"At the moment when 9 passes to 0, a lever will be moved, thus recording the necessity of a carriage to the figure above; the carriage is made subsequently, and for the Analytical Engine a method of performing the carriages all simultaneously was invented by my father which he called 'Anticipating' Carriage."—Babbage, Henry P., The Analytical Engine, in Proceedings of the British Association, 1888.

Since I've successfully built a rod logic 1-bit full adder — does that actually count as a completed project? — I think it's time to design an ALU, the **Babbage-Boole Digital Arithmetical and Logical Mill**. My design is based on bit slicing. Each bit position in the ALU operands is considered separate, and each such bit slice is combined to form the full width ALU.

The general design of a bit slice computes all required functions of a particular bit in the operands in parallel, and then uses a multiplexer to choose between the functions:

Here is the ideal list of functions I want the ALU to perform. A and B are the operands, while X is the output.

- X = A + B (with carry)
- X = A - B (with borrow)
- X = A & B (bitwise and, Boolean equation X = AB)
- X = A | B (bitwise or, Boolean equation X = A + B)
- X = A ^ B (bitwise xor)
- X = ¬A (bitwise invert)
- X = A << 1 (shift left)
- X = A >> 1 (shift right, logical and arithmetic)
- X = A + 1 (increment)
- X = A - 1 (decrement)
- X = -A (arithmetic negate)

In addition to these functions, the ALU should have a carry-in, and flags for carry-out (C), overflow (V), zero (Z), and negative (N).

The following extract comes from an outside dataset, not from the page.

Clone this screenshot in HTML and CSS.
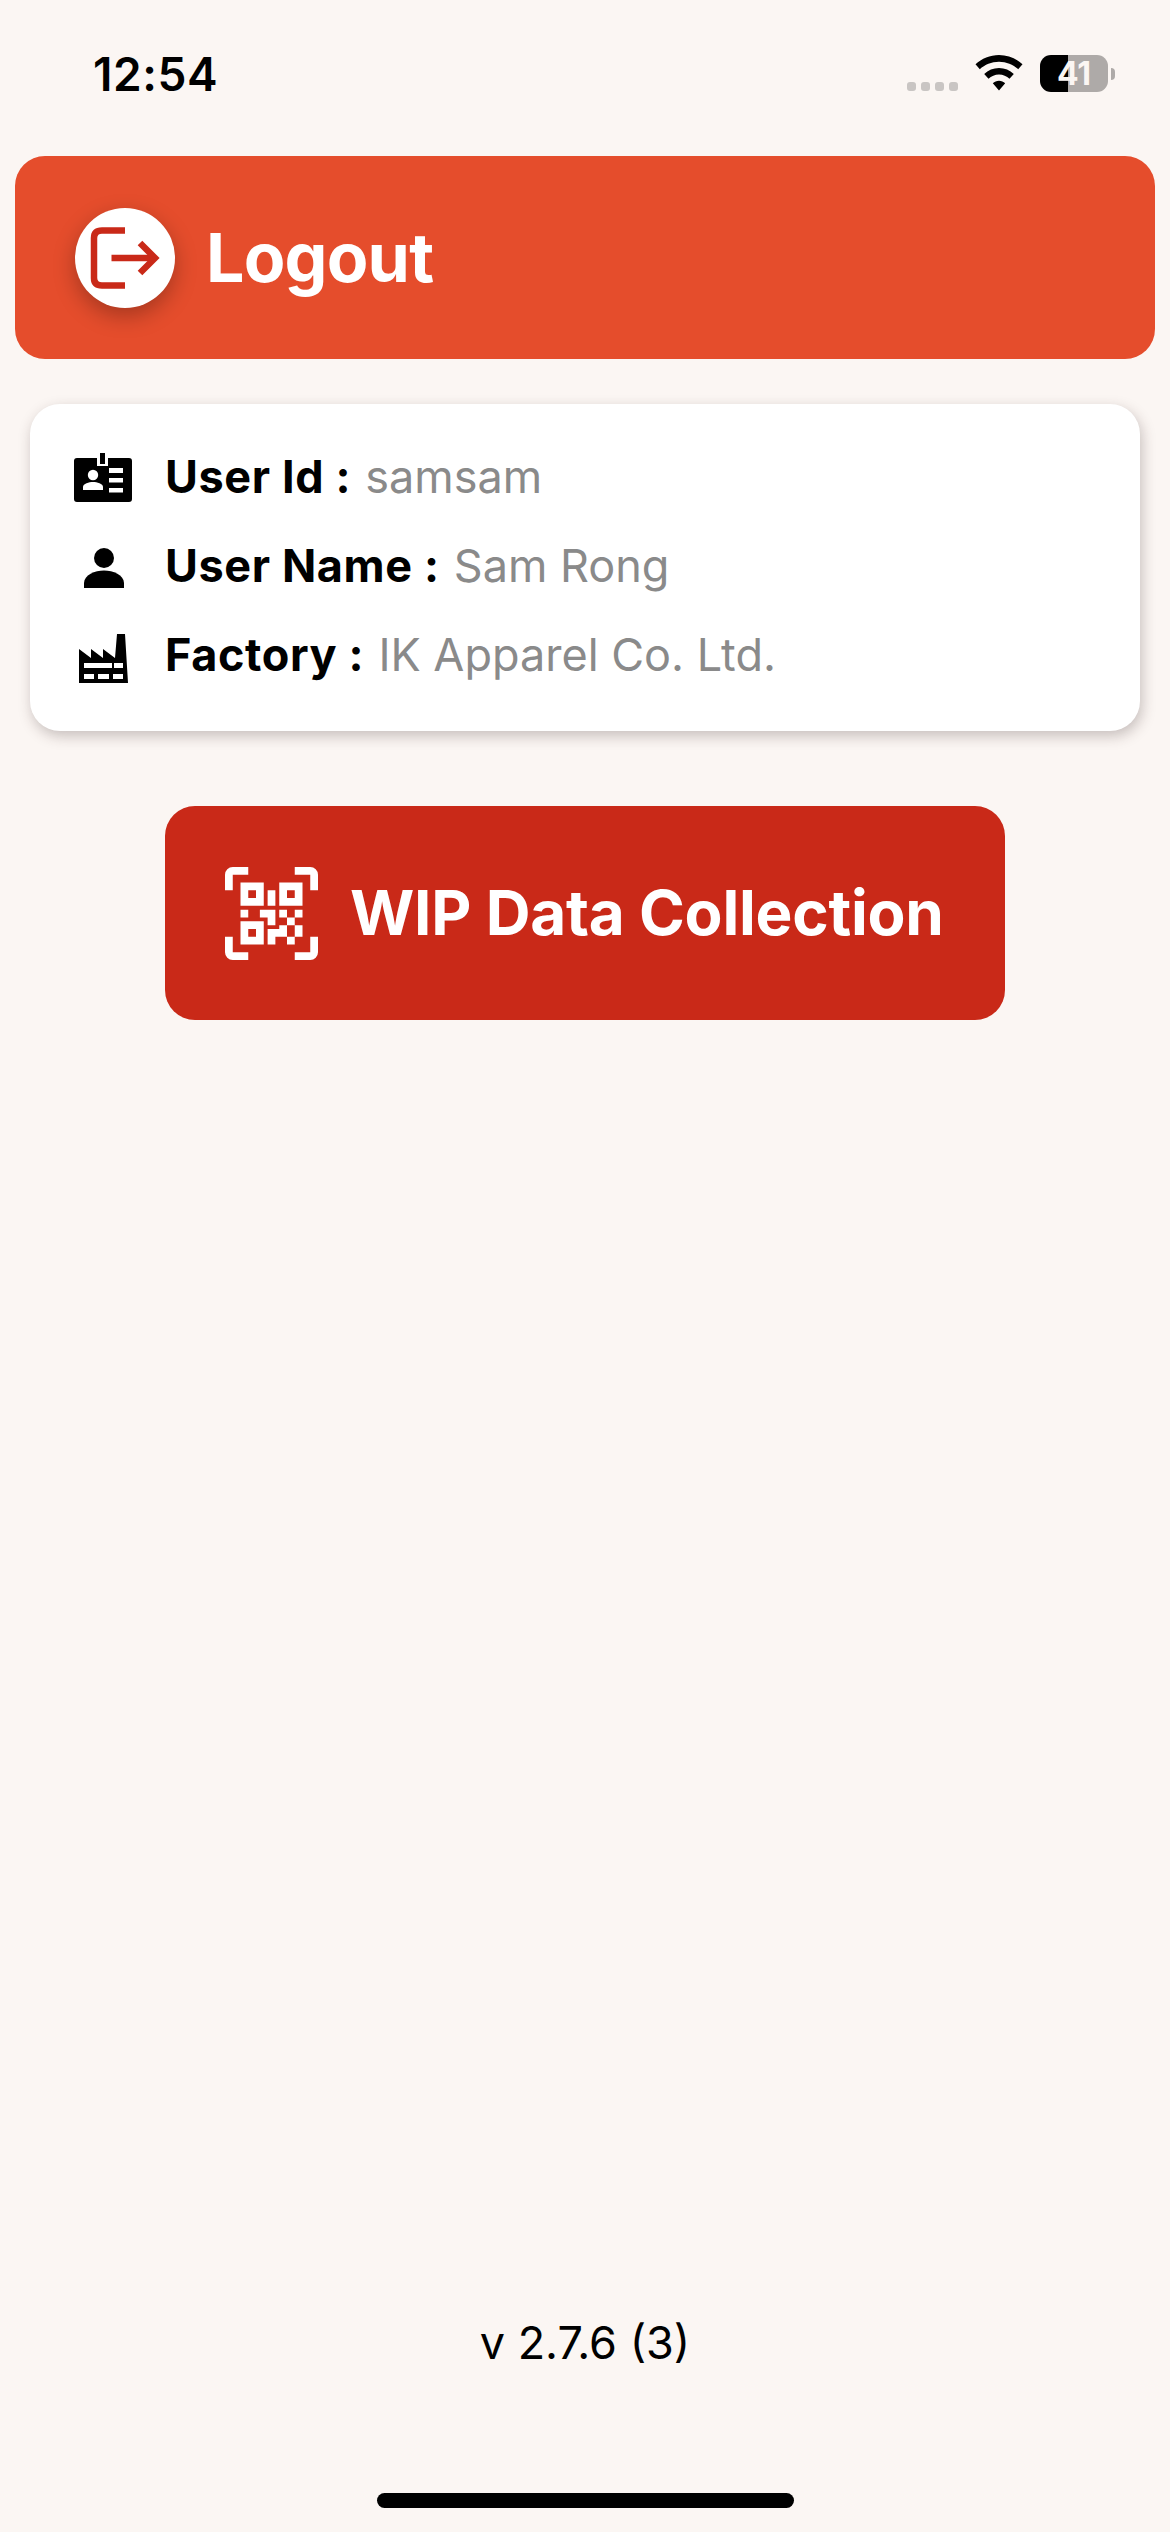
FILE: index.html
```html
<!DOCTYPE html>
<html lang="en">
<head>
<meta charset="utf-8">
<title>WIP Data Collection</title>
<link rel="stylesheet" href="styles.css">
</head>
<body>
<div class="status-bar">
  <span class="time">12:54</span>
  <div class="status-icons">
    <div class="signal"><i></i><i></i><i></i><i></i></div>
    <svg class="wifi" viewBox="0 0 48 36"><path d="M24 0C15 0 6.800 3.500 0.500 9.300L4.800 14.200C9.800 9.600 16.500 6.700 24 6.700S38.200 9.600 43.200 14.200L47.500 9.300C41.200 3.500 33 0 24 0ZM24 13C18.300 13 13.100 15.200 9.200 18.900L13.500 23.800C16.300 21.200 20 19.600 24 19.600S31.700 21.200 34.500 23.800L38.800 18.900C34.900 15.200 29.700 13 24 13ZM24 25.800C21.600 25.800 19.500 26.700 17.800 28.200L24 35.600L30.200 28.200C28.500 26.700 26.400 25.800 24 25.800Z"/></svg>
    <div class="battery">
      <div class="battery-body"><span>41</span></div>
      <div class="battery-nub"></div>
    </div>
  </div>
</div>

<main class="content">
  <header class="logout-bar">
    <div class="logout-circle">
      <svg class="logout-icon" viewBox="5 -8 100 100">
        <path class="logout-stroke" d="M55 14.500H32Q24 14.500 24 22V62Q24 69.500 32 69.500H55"/>
        <path class="logout-stroke" d="M41.500 42H84"/>
        <path class="logout-stroke" d="M70 27L85 42L70 57"/>
      </svg>
    </div>
    <span class="logout-label">Logout</span>
  </header>

  <section class="info-card">
    <div class="info-row">
      <span class="info-icon">
        <svg class="ic-badge" viewBox="0 0 70 60">
          <path d="M8 9H28V17H39V9H60Q63 9 63 12V50Q63 53 60 53H8Q5 53 5 50V12Q5 9 8 9Z"/>
          <rect x="31" y="4" width="5" height="11"/>
          <g class="ic-cut">
            <circle cx="24" cy="26" r="5.200"/>
            <path d="M14 41V38C14 34.500 20 33 24 33S34 34.500 34 38V41Z"/>
            <rect x="40" y="19" width="14" height="5"/>
            <rect x="40" y="29" width="14" height="4.500"/>
            <rect x="40" y="39" width="14" height="4.500"/>
          </g>
        </svg>
      </span>
      <p class="info-text"><b>User Id : </b><span>samsam</span></p>
    </div>
    <div class="info-row">
      <span class="info-icon">
        <svg class="ic-person" viewBox="0 0 40 40"><circle cx="20" cy="10" r="10"/><path d="M0 40V35C0 27 11 22.500 20 22.500S40 27 40 35V40Z"/></svg>
      </span>
      <p class="info-text"><b>User Name : </b><span>Sam Rong</span></p>
    </div>
    <div class="info-row">
      <span class="info-icon">
        <svg class="ic-factory" viewBox="0 0 70 60">
          <path fill-rule="evenodd" d="M10 22L22 31V22L34 31V22L46 31L48 7H56L59 56H10ZM15 36V41H43V36ZM45 36V41H54V36ZM15 47V52H25V47ZM29 47V52H40V47ZM44 47V52H54V47Z"/>
        </svg>
      </span>
      <p class="info-text"><b>Factory : </b><span>IK Apparel Co. Ltd.</span></p>
    </div>
  </section>

  <div class="wip-button">
    <svg class="qr-icon" viewBox="0 0 24 24"><path d="M4,4H10V10H4V4M20,4V10H14V4H20M14,15H16V13H14V11H16V13H18V11H20V13H18V15H20V18H18V20H16V18H13V20H11V16H14V15M16,15V18H18V15H16M4,20V14H10V20H4M6,6V8H8V6H6M16,6V8H18V6H16M6,16V18H8V16H6M4,11H6V13H4V11M9,11H13V15H11V13H9V11M11,6H13V10H11V6M2,2V6H0V2A2,2 0 0,1 2,0H6V2H2M22,0A2,2 0 0,1 24,2V6H22V2H18V0H22M2,18V22H6V24H2A2,2 0 0,1 0,22V18H2M22,22V18H24V22A2,2 0 0,1 22,24H18V22H22Z"/></svg>
    <span class="wip-label">WIP Data Collection</span>
  </div>
</main>

<footer class="footer">
  <p class="version">v 2.7.6 (3)</p>
  <div class="home-indicator"></div>
</footer>
</body>
</html>
```
FILE: styles.css
```css
* { box-sizing: border-box; }

html, body { margin: 0; padding: 0; }

body {
  width: 1170px;
  height: 2532px;
  display: flex;
  flex-direction: column;
  overflow: hidden;
  background: #fbf6f3;
  color: #000;
  font-family: Inter, "Liberation Sans", sans-serif;
}

p { margin: 0; }

/* status bar */
.status-bar {
  height: 156px;
  flex: none;
  display: flex;
  justify-content: space-between;
  align-items: flex-start;
  padding: 47px 55px 0 93px;
}

.time {
  font-size: 46px;
  line-height: 54px;
  font-weight: 600;
  letter-spacing: 0.6px;
}

.status-icons {
  display: flex;
  align-items: flex-start;
  padding-top: 8px;
}

.signal {
  display: flex;
  gap: 5px;
  margin-top: 27px;
}

.signal i {
  width: 9px;
  height: 9px;
  border-radius: 3px;
  background: #c9c5c3;
}

.wifi {
  width: 48px;
  height: 36px;
  margin-left: 17px;
  fill: #000;
}

.battery {
  display: flex;
  align-items: center;
  margin-left: 17px;
}

.battery-body {
  width: 68px;
  height: 37px;
  display: flex;
  align-items: center;
  justify-content: center;
  border-radius: 11px;
  background: linear-gradient(90deg, #000 0 28px, #aeaaa8 28px);
  color: #fbf6f3;
  font-size: 32px;
  line-height: 37px;
  font-weight: 700;
}

.battery-nub {
  width: 4px;
  height: 12px;
  margin-left: 3px;
  border-radius: 0 6px 6px 0;
  background: #aeaaa8;
}

/* main content */
.content {
  display: flex;
  flex-direction: column;
  padding: 0 15px;
}

.logout-bar {
  height: 203px;
  display: flex;
  align-items: center;
  gap: 31px;
  padding-left: 60px;
  border-radius: 30px;
  background: #e54d2c;
}

.logout-circle {
  width: 100px;
  height: 100px;
  flex: none;
  display: flex;
  border-radius: 50%;
  background: #fff;
  box-shadow: 0 8px 22px rgba(0, 0, 0, 0.28);
}

.logout-icon {
  width: 100px;
  height: 100px;
  flex: none;
  fill: none;
}

.logout-stroke {
  stroke: #c92918;
  stroke-width: 6.500px;
  fill: none;
}

.logout-label {
  color: #fff;
  font-size: 68px;
  line-height: 80px;
  padding-bottom: 2px;
  font-weight: 700;
  letter-spacing: -0.8px;
}

.info-card {
  margin: 45px 15px 0;
  padding: 30px 45px;
  border-radius: 30px;
  background: #fff;
  box-shadow: 2px 5px 14px rgba(60, 40, 40, 0.27);
}

.info-row {
  height: 89px;
  display: flex;
  align-items: center;
  gap: 32px;
}

.info-icon {
  width: 58px;
  height: 89px;
  flex: none;
  display: flex;
  align-items: center;
  justify-content: center;
}

.ic-badge, .ic-factory {
  width: 70px;
  height: 60px;
  flex: none;
  fill: #000;
}

.ic-cut { fill: #fff; }

.ic-person {
  width: 40px;
  height: 40px;
  flex: none;
  fill: #000;
}

.info-text {
  font-size: 45px;
  line-height: 54px;
  padding-bottom: 3px;
  white-space: pre;
  color: #8a8a8a;
}

.info-text b {
  font-weight: 700;
  letter-spacing: 0.6px;
  color: #000;
}

.info-text span { margin-left: 3px; }

.wip-button {
  width: 840px;
  height: 214px;
  margin: 75px auto 0;
  display: flex;
  align-items: center;
  gap: 32px;
  padding-left: 60px;
  border-radius: 30px;
  background: #c92918;
}

.qr-icon {
  width: 93px;
  height: 93px;
  flex: none;
  fill: #fff;
}

.wip-label {
  color: #fff;
  font-size: 62px;
  line-height: 74px;
  font-weight: 700;
  letter-spacing: -0.23px;
}

/* footer */
.footer {
  margin-top: auto;
  display: flex;
  flex-direction: column;
  align-items: center;
  padding-bottom: 24px;
}

.version {
  font-size: 45px;
  line-height: 54px;
  margin-bottom: 123px;
}

.home-indicator {
  width: 417px;
  height: 15px;
  border-radius: 8px;
  background: #000;
}
```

While Charles Babbage did not include any logical operations in the Analytical Engine, the Engine being an arithmetic device, he did include arithmetic shift operations, which he called Stepping Up (multiplying by 10) and Stepping Down (dividing by 10).

By representing numbers in two's complement, we can use the add operation in subtraction. Consider that the two's complement of a positive number P is P, while the two's complement of a negative number N = -P is (¬P)+1 (where ¬P is the bitwise inverse, or negation, of P). Thus, A-B = A+(-B) = A+(¬B)+1. Since we have defined A+B as including a carry-in bit, we can set carry to 1, bitwise negate B, and then add A.

If we do not set carry before subtraction, this would compute A-B-1, which is appropriate if we had to borrow 1 for a previous subtraction operation. Thus, we see that the carry-in bit is an inverted borrow-in bit.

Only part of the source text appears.